Já eram perto das 17h, quando Tendler teve que ir embora. Um veículo da cidade de Votorantin veio buscá-lo para o compromisso seguinte. Deixou um convite para a ida até a exibição noturna. Não foi possível, pois tínhamos um longo caminho de volta. Antes da volta, ao ler o jornal diário Cruzeiro do Sul, de Sorocaba, na capa do caderno Mais Cruzeiro, um pouco mais do que está sendo rodado no novo filme e do que ficou daquele período: "Tanta coisa! Ficou o espírito rebelde, o ideal libertário, a crítica à sociedade de consumo, a liberdade sexual. Os da minha geração foram filhos de 68. Todos, indistintamente, quiseram romper as barreiras do conservadorismo, da caretice. É isso que eu procuro retratar no filme e que quero compartilhar com o público. O projeto deve estar concluído até o final do ano". Por fim, diz que adoraria ir até Bauru lançar o filme, rever Darcy novamente, debater cinema e o mundo globalizado. A professora Lydia bem que poderia ser a madrinha disso tudo. Desde já, tem a minha torcida.

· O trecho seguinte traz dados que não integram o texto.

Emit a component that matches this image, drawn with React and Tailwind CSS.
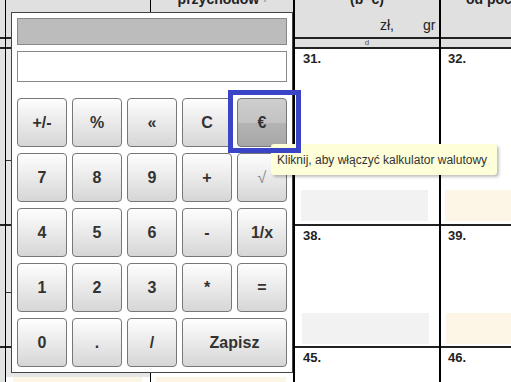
import React from 'react';

const keys = [
  ['+/-', '%', '«', 'C', '€'],
  ['7', '8', '9', '+', '√'],
  ['4', '5', '6', '-', '1/x'],
  ['1', '2', '3', '*', '='],
  ['0', '.', '/', 'Zapisz'],
];

const Line = ({ thin }) => (
  <div className={thin ? 'h-px bg-[#333]' : 'h-[2px] bg-[#222]'} />
);

const CalcKey = ({ label }) => {
  if (label === '€') {
    return (
      <button className="h-[49px] rounded-[4px] border border-[#777] bg-[linear-gradient(#cecece,#c3c3c3_50%,#b4b4b4_50%,#a7a7a7)] text-[16px] font-bold text-[#333] flex items-center justify-center">
        €
      </button>
    );
  }
  if (label === '√') {
    return (
      <button className="h-[49px] rounded-[4px] border border-[#777] bg-gradient-to-b from-[#fefefe] to-[#d6d6d6] text-[16px] text-[#888] flex items-center justify-center">
        √
      </button>
    );
  }
  return (
    <button
      className={`h-[49px] rounded-[4px] border border-[#777] bg-gradient-to-b from-[#fefefe] to-[#d6d6d6] text-[16px] font-bold text-[#333] flex items-center justify-center ${
        label === 'Zapisz' ? 'col-span-2' : ''
      }`}
    >
      {label}
    </button>
  );
};

export default function App() {
  return (
    <div className="relative w-[511px] h-[382px] overflow-hidden bg-white font-['Liberation_Sans',Arial,sans-serif] text-[#222]">
      {/* form behind the popup */}
      <div className="flex h-full">
        {/* col A */}
        <div className="w-[6px] shrink-0 flex flex-col border-r border-black bg-[#e2e2e2]">
          <div className="h-[37px]" />
          <Line />
          <div className="h-[8px]" />
          <Line />
          <div className="h-[175px]" />
          <Line />
          <div className="h-[120px]" />
          <Line />
          <div className="flex-1" />
        </div>

        {/* col B */}
        <div className="w-[145px] shrink-0 flex flex-col border-r border-black">
          <div className="h-[37px] bg-[#e0e0e0]" />
          <Line />
          <div className="h-[8px] bg-[#e0e0e0]" />
          <Line />
          <div className="h-[111px] bg-[#e6e6e6]" />
          <Line thin />
          <div className="h-[63px] bg-[#e6e6e6]" />
          <Line />
          <div className="h-[66px] bg-[#e6e6e6]" />
          <Line thin />
          <div className="h-[53px] bg-[#e6e6e6]" />
          <Line />
          <div className="flex-1 flex flex-col">
            <div className="h-[29px] bg-[#e6e6e6]" />
            <div className="flex-1 ml-[7px] mr-[8px] bg-[#fdf6e6]" />
          </div>
        </div>

        {/* col C */}
        <div className="w-[144px] shrink-0 flex flex-col border-r-2 border-black">
          <div className="h-[37px] bg-[#e0e0e0] text-center whitespace-nowrap">
            <div className="-mt-[9px] leading-[16px] text-[14px] font-bold">
              przychodów<sup className="text-[8px] font-normal text-[#555]">1)</sup>
            </div>
          </div>
          <Line />
          <div className="h-[8px] bg-[#e0e0e0]" />
          <Line />
          <div className="flex-1 flex flex-col justify-end">
            <div className="h-[5px] ml-[5px] mr-[7px] bg-[#fdf6e6]" />
          </div>
        </div>

        {/* col D */}
        <div className="w-[146px] shrink-0 flex flex-col border-r-2 border-black">
          <div className="h-[37px] bg-[#e0e0e0] flex flex-col">
            <div className="-mt-[9px] leading-[16px] text-[14px] font-bold text-center">(b−c)</div>
            <div className="mt-[10px] flex text-[14px] leading-[16px] pl-[85px]">
              <span>zł,</span>
              <span className="ml-[29px]">gr</span>
            </div>
          </div>
          <Line />
          <div className="h-[8px] bg-[#e0e0e0] text-center text-[8px] leading-[8px] text-[#555]">d</div>
          <Line />
          <div className="h-[175px] flex flex-col">
            <div className="pt-[2px] pl-[8px] text-[13px] leading-[15px] font-bold">31.</div>
            <div className="flex-1" />
            <div className="h-[31px] ml-[6px] w-[127px] mb-[3px] bg-[#f2f2f2]" />
          </div>
          <Line />
          <div className="h-[120px] flex flex-col">
            <div className="pt-[2px] pl-[8px] text-[13px] leading-[15px] font-bold">38.</div>
            <div className="flex-1" />
            <div className="h-[31px] ml-[7px] w-[127px] mb-[2px] bg-[#f2f2f2]" />
          </div>
          <Line />
          <div className="flex-1">
            <div className="pt-[2px] pl-[8px] text-[13px] leading-[15px] font-bold">45.</div>
          </div>
        </div>

        {/* col E */}
        <div className="flex-1 min-w-0 overflow-hidden flex flex-col">
          <div className="h-[37px] bg-[#e0e0e0] whitespace-nowrap">
            <div className="-mt-[9px] leading-[16px] text-[14px] font-bold pl-[25px]">od początku</div>
          </div>
          <Line />
          <div className="h-[8px] bg-[#e0e0e0]" />
          <Line />
          <div className="h-[175px] flex flex-col">
            <div className="pt-[2px] pl-[7px] text-[13px] leading-[15px] font-bold">32.</div>
            <div className="flex-1" />
            <div className="h-[31px] ml-[4px] mb-[3px] bg-[#fdf6e6]" />
          </div>
          <Line />
          <div className="h-[120px] flex flex-col">
            <div className="pt-[2px] pl-[7px] text-[13px] leading-[15px] font-bold">39.</div>
            <div className="flex-1" />
            <div className="h-[31px] ml-[5px] mb-[2px] bg-[#fdf6e6]" />
          </div>
          <Line />
          <div className="flex-1">
            <div className="pt-[2px] pl-[7px] text-[13px] leading-[15px] font-bold">46.</div>
          </div>
        </div>
      </div>

      {/* calculator popup */}
      <div className="absolute left-[11px] top-[12px] w-[282px] h-[361px] border border-[#444] bg-white p-[5px] flex flex-col">
        <div className="h-[27px] border border-[#888] bg-[#bcbcbc]" />
        <div className="mt-[6px] h-[31px] border border-[#888] bg-white" />
        <div className="mt-[16px] grid grid-cols-5 gap-x-[5px] gap-y-[6px]">
          {keys.flat().map((k) => (
            <CalcKey key={k} label={k} />
          ))}
        </div>
      </div>

      {/* tooltip */}
      <div className="absolute left-[271px] top-[144px] w-[226px] h-[31px] rounded-[3px] bg-[#fefed9] shadow-[2px_2px_3px_rgba(0,0,0,0.25)] flex items-center pl-[6px] text-[12px] text-[#333] whitespace-nowrap">
        Kliknij, aby włączyć kalkulator walutowy
      </div>

      {/* highlight frame */}
      <div className="absolute left-[228px] top-[90px] w-[73px] h-[63px] border-[5px] border-[#3a44c6]" />
    </div>
  );
}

Henrique Perazzi de Aquino, escrito em 18/07/2008

4 comentários:

Anônimo disse...

O Sílvio é um dos mestres nesse negócio de documentário, fez coisas belíssimas, junto com um paranaense, que me esueço o nome agora. Assisti Jango várias vezes e também faço questão de repassar para meus alunos nas aulas de História.
Samuel D. - professor de História Ourinhos

Anônimo disse...

Meu amigo Henrique, ex-aluno , muito querido

Suas palavras refrescam a minha memória de professora naquele final dos dos anos 80, quando fui admitida na USC para ministrar as aulas de História do Brasil.
Creio que a reciprocidade de sentimentos e , principalmente das responsabilidades inerentes à relação Professor-Aluno, com todas as suas vicissitudes, sempre aguçou a minha atenção e o compromisso com a qualidade da formação acadêmica de uma geração de jovens que aspiravam ser historiadores e professores de História.
Com isso estava sempre preocupada com o conteúdo de minhas aulas, com as as atividades didático pedagógicas em classe que incluíam filmes e documentários e, experiências extra classe, como as Viagens de Estudo que organizávamos.
A discussão de " Documentários" em sala de aula é um relevante recurso didático de análise da história e da historiografia, pois oferece um rico campo de exercício interpretativo. Trata-se de um "texto", uma construção ilustrada e portanto passível de critica, uma vez que seu autor, assim como o historiador está situado em um tempo e propõe a sua interpretação.
O debate sobre o Golpe de 64 com seus desdobramentos, na minha opinião ainda não recebeu por parte dos historiadores a atenção merecida , respeitada a distância temporal, histórica do que conhecemos por testemunho ocular do fato.
Novas e distintas abordagens históricas com certeza ampliariam as visões militantes ainda polarizadas pela Guerra Fria. A " nova" história política, e mesmo a Econômica e Social, e mais ainda , a mais recente, a História Cultural,incluindo a abordagem de gênero com certeza trariam perspectivas outras para a compreensão desse período recente confinado no fato denominado " Ditadura Militar"( 1964-1984). Foram mais de 20 anos e muitas histórias precisam ser recuperadas.
O papel da memória nesse caso é impar, para recuperar as falas de homens e mulheres, que viveram experiências em espaços diferenciados em distintos cotidianos, mais todos relevantes .
O trabalho de cineasta como Sylvio Tendler, com seu faro sensível para desvelar os silêncios é uma importante ferramenta e uma estratégia relevante contra o esquecimento. Sempre admirei sua preocupação com o resgate da memória escrita e iconográfica da história recente do pais.
Caro Henrique fico lisonjeada diante de sua lembrança e gratificada pelo seu reconhecimento.
Com carinho
Lidia Possas

Anônimo disse...

Henrique:
Desculpe a demora na resposta masw entre muitas viagens sua Mensagem se perdeu num mar de e-mails e s[o consegui recuperar agora. Organizemos a viagem. Irei com o maior prazert. Lerei seu texto e no próximo comento. Abraços grande em você e no Darcy e obrigado pela tarde memorável que passamos juntos em Sorocaba. Abraços
Silvio Tendler
P.S Linda sua crônica. Não agüentei e li. Vou comentar com a Lerida – participamos do mesmo grupo de discussão

Jorge C Rodrigues de Freitas disse...

Henrique...

Tem dias que entro no seu blog, pesquiso "Darcy" e fico relendo tudo.
Tem dias que a saudade é mais difícil do que eu esperava.
Obrigado por manter no seu blog tantos textos , tanto material com meu pai.